### YOUR GOAL
Without including any images, repeat the data exactly.

┄┄┄┄┄┄┄┄┄┄

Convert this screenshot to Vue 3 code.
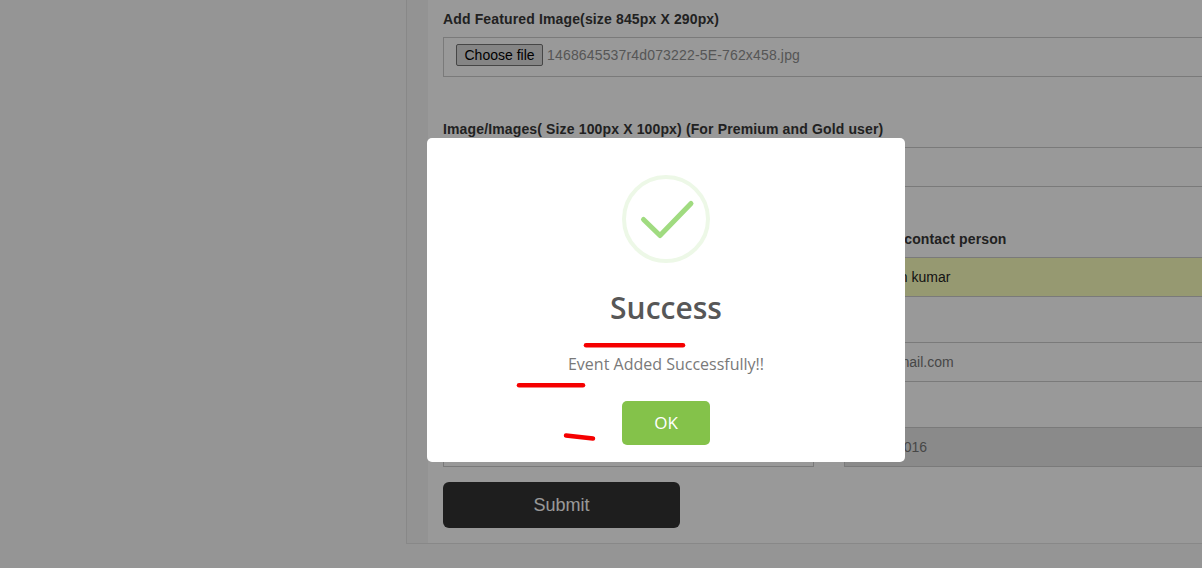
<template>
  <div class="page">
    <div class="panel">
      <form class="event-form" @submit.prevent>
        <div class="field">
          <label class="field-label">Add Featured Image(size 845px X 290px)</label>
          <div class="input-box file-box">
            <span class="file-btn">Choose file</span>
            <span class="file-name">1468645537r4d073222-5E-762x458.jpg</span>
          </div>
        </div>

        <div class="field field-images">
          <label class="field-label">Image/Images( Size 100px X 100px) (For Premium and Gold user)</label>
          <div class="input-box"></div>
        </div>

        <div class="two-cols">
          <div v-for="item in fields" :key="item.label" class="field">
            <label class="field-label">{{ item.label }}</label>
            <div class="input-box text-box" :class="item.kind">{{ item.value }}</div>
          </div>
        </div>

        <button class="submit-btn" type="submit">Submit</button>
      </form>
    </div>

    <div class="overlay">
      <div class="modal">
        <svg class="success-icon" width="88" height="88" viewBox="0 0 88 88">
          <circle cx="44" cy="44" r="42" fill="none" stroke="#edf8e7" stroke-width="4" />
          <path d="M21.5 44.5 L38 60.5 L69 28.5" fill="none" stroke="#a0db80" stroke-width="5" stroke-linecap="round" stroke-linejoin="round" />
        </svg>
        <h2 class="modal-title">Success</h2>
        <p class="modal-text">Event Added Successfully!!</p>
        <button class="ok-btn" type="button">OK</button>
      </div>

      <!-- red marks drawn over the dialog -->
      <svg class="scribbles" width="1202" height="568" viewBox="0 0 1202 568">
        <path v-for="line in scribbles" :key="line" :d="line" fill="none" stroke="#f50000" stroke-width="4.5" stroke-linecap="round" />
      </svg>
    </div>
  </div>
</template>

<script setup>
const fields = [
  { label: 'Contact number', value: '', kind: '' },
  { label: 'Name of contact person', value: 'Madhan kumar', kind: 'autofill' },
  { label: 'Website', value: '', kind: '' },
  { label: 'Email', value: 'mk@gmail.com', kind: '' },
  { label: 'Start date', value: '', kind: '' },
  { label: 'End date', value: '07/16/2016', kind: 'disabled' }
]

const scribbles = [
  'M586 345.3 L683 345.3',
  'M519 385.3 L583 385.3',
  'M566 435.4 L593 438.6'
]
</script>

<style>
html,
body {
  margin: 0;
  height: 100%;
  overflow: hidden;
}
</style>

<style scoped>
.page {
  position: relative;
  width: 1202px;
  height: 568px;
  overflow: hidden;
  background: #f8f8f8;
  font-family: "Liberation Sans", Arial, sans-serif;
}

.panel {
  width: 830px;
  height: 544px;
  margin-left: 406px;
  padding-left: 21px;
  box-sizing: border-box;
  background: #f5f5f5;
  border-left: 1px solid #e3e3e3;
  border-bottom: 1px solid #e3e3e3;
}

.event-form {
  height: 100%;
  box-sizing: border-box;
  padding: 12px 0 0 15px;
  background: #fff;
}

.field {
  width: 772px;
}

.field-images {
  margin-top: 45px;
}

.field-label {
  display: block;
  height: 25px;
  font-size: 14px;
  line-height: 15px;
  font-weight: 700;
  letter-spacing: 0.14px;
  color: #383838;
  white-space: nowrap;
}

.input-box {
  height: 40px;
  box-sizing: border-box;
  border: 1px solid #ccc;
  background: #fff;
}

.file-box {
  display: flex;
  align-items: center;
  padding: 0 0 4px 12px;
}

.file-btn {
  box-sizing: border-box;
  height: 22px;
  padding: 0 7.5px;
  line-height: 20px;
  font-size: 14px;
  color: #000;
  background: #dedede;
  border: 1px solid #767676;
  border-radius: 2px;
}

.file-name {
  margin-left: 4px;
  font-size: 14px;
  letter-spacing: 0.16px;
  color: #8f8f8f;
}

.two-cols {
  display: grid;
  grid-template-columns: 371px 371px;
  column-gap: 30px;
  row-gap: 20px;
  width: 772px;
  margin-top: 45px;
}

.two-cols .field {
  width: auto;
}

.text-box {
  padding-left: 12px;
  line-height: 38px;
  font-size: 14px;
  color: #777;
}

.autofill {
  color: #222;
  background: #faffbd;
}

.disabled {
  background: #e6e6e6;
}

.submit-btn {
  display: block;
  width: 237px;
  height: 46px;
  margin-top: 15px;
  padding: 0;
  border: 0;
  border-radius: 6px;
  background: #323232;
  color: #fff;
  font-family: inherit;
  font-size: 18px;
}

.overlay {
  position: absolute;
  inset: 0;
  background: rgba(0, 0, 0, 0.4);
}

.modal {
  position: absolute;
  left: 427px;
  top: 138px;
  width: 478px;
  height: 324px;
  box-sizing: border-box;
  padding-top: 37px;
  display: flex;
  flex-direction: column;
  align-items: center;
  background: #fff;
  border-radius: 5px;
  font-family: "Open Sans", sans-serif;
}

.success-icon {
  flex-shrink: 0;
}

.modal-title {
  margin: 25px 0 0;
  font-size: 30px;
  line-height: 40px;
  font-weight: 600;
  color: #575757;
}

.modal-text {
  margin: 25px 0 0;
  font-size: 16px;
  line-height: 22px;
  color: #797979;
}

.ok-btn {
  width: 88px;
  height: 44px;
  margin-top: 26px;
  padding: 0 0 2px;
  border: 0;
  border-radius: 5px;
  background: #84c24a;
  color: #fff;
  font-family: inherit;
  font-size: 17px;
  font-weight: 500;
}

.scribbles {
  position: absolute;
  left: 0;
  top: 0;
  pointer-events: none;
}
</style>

┄┄┄┄┄┄┄┄┄┄

### CORRECT RESULT
Convert this screenshot to Vue 3 code.
<template>
  <div class="page">
    <div class="panel">
      <form class="event-form" @submit.prevent>
        <div class="field">
          <label class="field-label">Add Featured Image(size 845px X 290px)</label>
          <div class="input-box file-box">
            <span class="file-btn">Choose file</span>
            <span class="file-name">1468645537r4d073222-5E-762x458.jpg</span>
          </div>
        </div>

        <div class="field field-images">
          <label class="field-label">Image/Images( Size 100px X 100px) (For Premium and Gold user)</label>
          <div class="input-box"></div>
        </div>

        <div class="two-cols">
          <div v-for="item in fields" :key="item.label" class="field">
            <label class="field-label">{{ item.label }}</label>
            <div class="input-box text-box" :class="item.kind">{{ item.value }}</div>
          </div>
        </div>

        <button class="submit-btn" type="submit">Submit</button>
      </form>
    </div>

    <div class="overlay">
      <div class="modal">
        <svg class="success-icon" width="88" height="88" viewBox="0 0 88 88">
          <circle cx="44" cy="44" r="42" fill="none" stroke="#edf8e7" stroke-width="4" />
          <path d="M21.5 44.5 L38 60.5 L69 28.5" fill="none" stroke="#a0db80" stroke-width="5" stroke-linecap="round" stroke-linejoin="round" />
        </svg>
        <h2 class="modal-title">Success</h2>
        <p class="modal-text">Event Added Successfully!!</p>
        <button class="ok-btn" type="button">OK</button>
      </div>

      <!-- red marks drawn over the dialog -->
      <svg class="scribbles" width="1202" height="568" viewBox="0 0 1202 568">
        <path v-for="line in scribbles" :key="line" :d="line" fill="none" stroke="#f50000" stroke-width="4.5" stroke-linecap="round" />
      </svg>
    </div>
  </div>
</template>

<script setup>
const fields = [
  { label: 'Contact number', value: '', kind: '' },
  { label: 'Name of contact person', value: 'Madhan kumar', kind: 'autofill' },
  { label: 'Website', value: '', kind: '' },
  { label: 'Email', value: 'mk@gmail.com', kind: '' },
  { label: 'Start date', value: '', kind: '' },
  { label: 'End date', value: '07/16/2016', kind: 'disabled' }
]

const scribbles = [
  'M586 345.3 L683 345.3',
  'M519 385.3 L583 385.3',
  'M566 435.4 L593 438.6'
]
</script>

<style>
html,
body {
  margin: 0;
  height: 100%;
  overflow: hidden;
}
</style>

<style scoped>
.page {
  position: relative;
  width: 1202px;
  height: 568px;
  overflow: hidden;
  background: #f8f8f8;
  font-family: "Liberation Sans", Arial, sans-serif;
}

.panel {
  width: 830px;
  height: 544px;
  margin-left: 406px;
  padding-left: 21px;
  box-sizing: border-box;
  background: #f5f5f5;
  border-left: 1px solid #e3e3e3;
  border-bottom: 1px solid #e3e3e3;
}

.event-form {
  height: 100%;
  box-sizing: border-box;
  padding: 12px 0 0 15px;
  background: #fff;
}

.field {
  width: 772px;
}

.field-images {
  margin-top: 45px;
}

.field-label {
  display: block;
  height: 25px;
  font-size: 14px;
  line-height: 15px;
  font-weight: 700;
  letter-spacing: 0.14px;
  color: #383838;
  white-space: nowrap;
}

.input-box {
  height: 40px;
  box-sizing: border-box;
  border: 1px solid #ccc;
  background: #fff;
}

.file-box {
  display: flex;
  align-items: center;
  padding: 0 0 4px 12px;
}

.file-btn {
  box-sizing: border-box;
  height: 22px;
  padding: 0 7.5px;
  line-height: 20px;
  font-size: 14px;
  color: #000;
  background: #dedede;
  border: 1px solid #767676;
  border-radius: 2px;
}

.file-name {
  margin-left: 4px;
  font-size: 14px;
  letter-spacing: 0.16px;
  color: #8f8f8f;
}

.two-cols {
  display: grid;
  grid-template-columns: 371px 371px;
  column-gap: 30px;
  row-gap: 20px;
  width: 772px;
  margin-top: 45px;
}

.two-cols .field {
  width: auto;
}

.text-box {
  padding-left: 12px;
  line-height: 38px;
  font-size: 14px;
  color: #777;
}

.autofill {
  color: #222;
  background: #faffbd;
}

.disabled {
  background: #e6e6e6;
}

.submit-btn {
  display: block;
  width: 237px;
  height: 46px;
  margin-top: 15px;
  padding: 0;
  border: 0;
  border-radius: 6px;
  background: #323232;
  color: #fff;
  font-family: inherit;
  font-size: 18px;
}

.overlay {
  position: absolute;
  inset: 0;
  background: rgba(0, 0, 0, 0.4);
}

.modal {
  position: absolute;
  left: 427px;
  top: 138px;
  width: 478px;
  height: 324px;
  box-sizing: border-box;
  padding-top: 37px;
  display: flex;
  flex-direction: column;
  align-items: center;
  background: #fff;
  border-radius: 5px;
  font-family: "Open Sans", sans-serif;
}

.success-icon {
  flex-shrink: 0;
}

.modal-title {
  margin: 25px 0 0;
  font-size: 30px;
  line-height: 40px;
  font-weight: 600;
  color: #575757;
}

.modal-text {
  margin: 25px 0 0;
  font-size: 16px;
  line-height: 22px;
  color: #797979;
}

.ok-btn {
  width: 88px;
  height: 44px;
  margin-top: 26px;
  padding: 0 0 2px;
  border: 0;
  border-radius: 5px;
  background: #84c24a;
  color: #fff;
  font-family: inherit;
  font-size: 17px;
  font-weight: 500;
}

.scribbles {
  position: absolute;
  left: 0;
  top: 0;
  pointer-events: none;
}
</style>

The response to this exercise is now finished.